Whatever they do, these brand leaders have a fundamental problem: In the early '90s they globalized. In the mid-'90s they economized. Today, confronting sluggish demand for their old-line goods, they're out of big ideas. So the stocks are reeling. "It's like Jonestown," says Prudential analyst John McMillin, who has followed major food companies like Kellogg and Heinz for 19 years. His stocks are down 34% in the past two years, vs. a 34% rise in the S&P 400 (and a 180% increase for the Nasdaq). "Stock options are underwater. Managers are leaving to go to dot-coms. You see major reductions in premier companies like Unilever, which is eliminating 25,000 jobs."

At Philip Morris, the stock has sunk so far that paying executives with options doesn't work anymore. To stem the brain drain, CEO Geoff Bible is shifting to cash bonuses and restricted stock awards. At P&G, the talent drought is a large and looming problem. A career start at Procter used to be the gold seal. Not anymore. Jager notes that 60% of last year's graduates of Stanford Business School went to work at companies with 50 people or less.
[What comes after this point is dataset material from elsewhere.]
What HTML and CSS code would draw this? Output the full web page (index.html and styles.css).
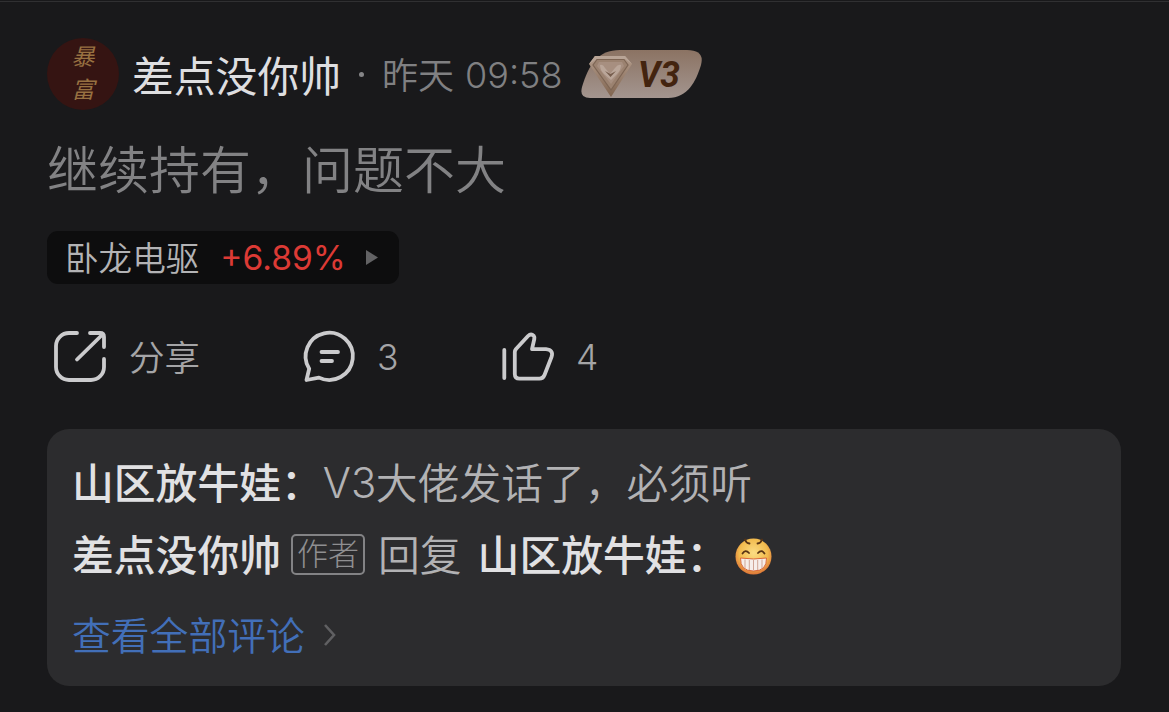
FILE: index.html
```html
<!DOCTYPE html>
<html lang="zh-CN">
<head>
    <meta charset="UTF-8">
    <meta name="viewport" content="width=device-width, initial-scale=1.0">
    <title>评论</title>
    <link rel="stylesheet" href="styles.css">
</head>
<body>
    <article class="post">
        <header class="post-header">
            <div class="avatar"><span>暴</span><span>富</span></div>
            <span class="author">差点没你帅</span>
            <span class="dot"></span>
            <span class="date">昨天</span>
            <span class="time">09:58</span>
            <svg class="badge" viewBox="0 0 122 48" width="122" height="48">
                <defs>
                    <linearGradient id="badgeBg" x1="0" y1="0" x2="0" y2="1">
                        <stop offset="0" stop-color="#8b7363"/>
                        <stop offset="1" stop-color="#a3958f"/>
                    </linearGradient>
                    <linearGradient id="gem" x1="0" y1="0" x2="0" y2="1">
                        <stop offset="0" stop-color="#b39c8c"/>
                        <stop offset="1" stop-color="#80644f"/>
                    </linearGradient>
                </defs>
                <path d="M39 0H106Q124 0 120 15C115 31 107 48 87 48H9Q-2 48 1 37C8 14 17 0 39 0Z" fill="url(#badgeBg)"/>
                <path d="M14 6H44L51 14L30 47L8 14Z" fill="url(#gem)"/>
                <path d="M14 6H44L51 14L44 9H16L8 14Z" fill="#b8a496"/>
                <path d="M16 9.5H43L47 15L30 40L12 15Z" fill="#9b8270" stroke="#7d6554" stroke-width="1.2"/>
                <path d="M18 12H41L43 16L30 34L16 16Z" fill="#a78f80"/>
                <path d="M19 15Q22 14 24 18L29 24L34 18Q37 14 40 15Q40 20 36 24L30 30L23 24Q19 20 19 15Z" fill="#baa699"/>
                <path d="M24 21L29.5 27L35 21L29.5 24Z" fill="#765d4d"/>
                <text class="badge-text" x="57" y="37" textLength="42" lengthAdjust="spacingAndGlyphs">V3</text>
            </svg>
        </header>

        <p class="content">继续持有，问题不大</p>

        <div class="stock">
            <span class="stock-name">卧龙电驱</span>
            <span class="stock-change">+6.89%</span>
            <svg class="stock-arrow" viewBox="0 0 12 15" width="12" height="15"><path d="M0 0L12 7.5L0 15Z"/></svg>
        </div>

        <div class="actions">
            <div class="action share">
                <svg class="icon" viewBox="50 326 60 60">
                    <path d="M77 333H69A13 13 0 0 0 56 346V367A13 13 0 0 0 69 380H91A13 13 0 0 0 104 367V359"/>
                    <path d="M90 333H100Q104 333 104 337V347M103 334L77 359.5"/>
                </svg>
                <span class="label">分享</span>
            </div>
            <div class="action reply">
                <svg class="icon" viewBox="299 326 60 60">
                    <path d="M309.2 368.8A23.6 23.6 0 1 1 319 377.6L306.5 380Z"/>
                    <path d="M321.5 352H338M321.5 361H332"/>
                </svg>
                <span class="count">3</span>
            </div>
            <div class="action like">
                <svg class="icon" viewBox="498 326 60 60">
                    <path d="M504.3 350V378"/>
                    <path d="M516 349L528 336Q531 333 533.8 335.8Q534.7 337 534.3 339L532 349.2H546Q554 350 551.5 357L544.5 375Q543 378.7 539.5 378.7H519.5Q514.8 378.7 514.8 374V352Q514.8 350.5 516 349Z"/>
                </svg>
                <span class="count">4</span>
            </div>
        </div>

        <section class="comments">
            <div class="comment">
                <span class="user">山区放牛娃：</span><span class="latin">V3</span><span>大佬发话了，必须听</span>
            </div>
            <div class="comment">
                <span class="user">差点没你帅</span>
                <span class="tag">作者</span>
                <span class="verb">回复</span>
                <span class="user">山区放牛娃：</span>
                <svg class="emoji" viewBox="0 0 37 37" width="37" height="37">
                    <defs>
                        <radialGradient id="face" cx=".5" cy=".4" r=".6">
                            <stop offset="0" stop-color="#fbdc83"/>
                            <stop offset=".65" stop-color="#f2bb4e"/>
                            <stop offset="1" stop-color="#dd7537"/>
                        </radialGradient>
                    </defs>
                    <circle cx="18.5" cy="18.5" r="18" fill="url(#face)"/>
                    <path d="M10 1.5Q11 5 14.5 5.5M27 1.5Q26 5 22.5 5.5" class="brow"/>
                    <path d="M7.5 15.5Q10.5 11 14 15M23 15Q26.5 11 29.5 15.5" class="brow"/>
                    <path d="M5.5 20Q18.5 22 31.5 20Q32 33 18.5 33Q5 33 5.5 20Z" fill="#f6eeea" stroke="#d9683c"/>
                    <path d="M10 21.5V30M14.3 22V32M18.5 22V32.5M22.7 22V32M27 21.5V30" stroke="#cfa596" stroke-width="1"/>
                </svg>
            </div>
            <a class="more">
                <span>查看全部评论</span>
                <svg viewBox="0 0 14 24" width="14" height="24"><path d="M2 2L11 12L2 22"/></svg>
            </a>
        </section>
    </article>
</body>
</html>
```

FILE: styles.css
```css
* {
    box-sizing: border-box;
}
body {
    margin: 0;
    height: 712px;
    overflow: hidden;
    background-color: #19191b;
    font-family: Inter, "Noto Sans CJK SC", sans-serif;
    white-space: nowrap;
}
.post {
    margin-top: 1px;
    border-top: 1px solid #303032;
    padding: 36px 48px 0 47px;
}
.post-header {
    display: flex;
    align-items: center;
    height: 72px;
}
.avatar {
    display: flex;
    flex-direction: column;
    align-items: center;
    justify-content: center;
    gap: 8px;
    width: 72px;
    height: 72px;
    border-radius: 50%;
    background-color: #351412;
    color: #987141;
    font-size: 23px;
    font-style: italic;
    font-weight: 400;
    line-height: 25px;
}
.author {
    margin-left: 13px;
    padding-bottom: 1px;
    color: #dedee0;
    font-size: 41.8px;
}
.dot {
    width: 5px;
    height: 5px;
    margin-left: 18px;
    border-radius: 50%;
    background-color: #858587;
}
.date,
.time {
    color: #808082;
    font-size: 36px;
}
.date {
    margin-left: 18px;
    padding-bottom: 3px;
    font-weight: 350;
}
.time {
    width: 96px;
    margin-left: 11px;
    padding-top: 1px;
    font-weight: 320;
}
.badge {
    margin-left: 20px;
}
.badge-text {
    fill: #43240f;
    font-family: Roboto, sans-serif;
    font-size: 36px;
    font-style: italic;
    font-weight: 700;
}
.content {
    height: 76px;
    margin: 23px 0 0;
    color: #828284;
    font-size: 51px;
    font-weight: 350;
    line-height: 76px;
}
.stock {
    display: flex;
    align-items: center;
    width: 352px;
    height: 53px;
    margin-top: 22px;
    padding-left: 18px;
    border-radius: 11px;
    background-color: #0d0d0e;
    font-size: 33.6px;
}
.stock-name {
    padding-bottom: 3px;
    color: #b3b3b5;
    font-weight: 350;
}
.stock-change {
    width: 122px;
    margin-left: 21px;
    color: #dc3a35;
}
.stock-arrow {
    margin-left: 24px;
    fill: #626264;
}
.actions {
    display: flex;
    height: 60px;
    margin: 42px 0 0 3px;
    color: #a5a5a7;
    font-size: 35.5px;
}
.action {
    display: flex;
    align-items: center;
    gap: 18px;
}
.share {
    gap: 19px;
    width: 249px;
}
.reply {
    width: 199px;
}
.label {
    padding-bottom: 2px;
    font-weight: 350;
}
.count {
    padding-top: 2px;
    font-weight: 300;
}
.icon {
    width: 60px;
    height: 60px;
    fill: none;
    stroke: #cbcbcd;
    stroke-width: 3.8;
    stroke-linecap: round;
    stroke-linejoin: round;
}
.comments {
    height: 257px;
    margin-top: 43px;
    padding: 16px 25px 0;
    border-radius: 22px;
    background-color: #2c2c2e;
    color: #b2b2b4;
    font-size: 41.8px;
    font-weight: 350;
}
.comment {
    display: flex;
    align-items: center;
    height: 72px;
}
.user {
    color: #e1e1e3;
    font-weight: 500;
}
.latin {
    width: 53px;
    padding-top: 3px;
    font-weight: 300;
}
.tag {
    width: 74px;
    height: 41px;
    margin: 2px 0 0 10px;
    border: 2px solid #838385;
    border-radius: 5px;
    color: #8f8f91;
    font-size: 31px;
    font-weight: 300;
    line-height: 36px;
    text-align: center;
}
.verb {
    margin: 0 16px 0 13px;
}
.emoji {
    margin: 6px 0 0 7px;
}
.brow {
    fill: none;
    stroke: #593515;
    stroke-width: 1.8;
    stroke-linecap: round;
}
.more {
    display: flex;
    align-items: center;
    gap: 18px;
    height: 56px;
    margin-top: 16px;
    color: #426fb8;
    font-size: 38.8px;
}
.more svg {
    margin-top: 3px;
    fill: none;
    stroke: #606062;
    stroke-width: 2.6;
}
```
Amid all the agony and carnage, one ancient brand king is ever hot: 108-year-old General Electric. It isn't so much Jack Welch's brilliant goal setting (requiring that GE be No. 1 or No. 2 in each of its businesses) as his intense, unmatched execution ("fix, close, or sell") that has made GE thrive. Welch shifted GE into services in the past decade. His obsession now: the Internet. He'll probably conquer it. GE is America's most profitable and admired company because the boss knows how to mix change and discipline. Two decades after GE first pitched "We bring good things to life," the promise still rings true.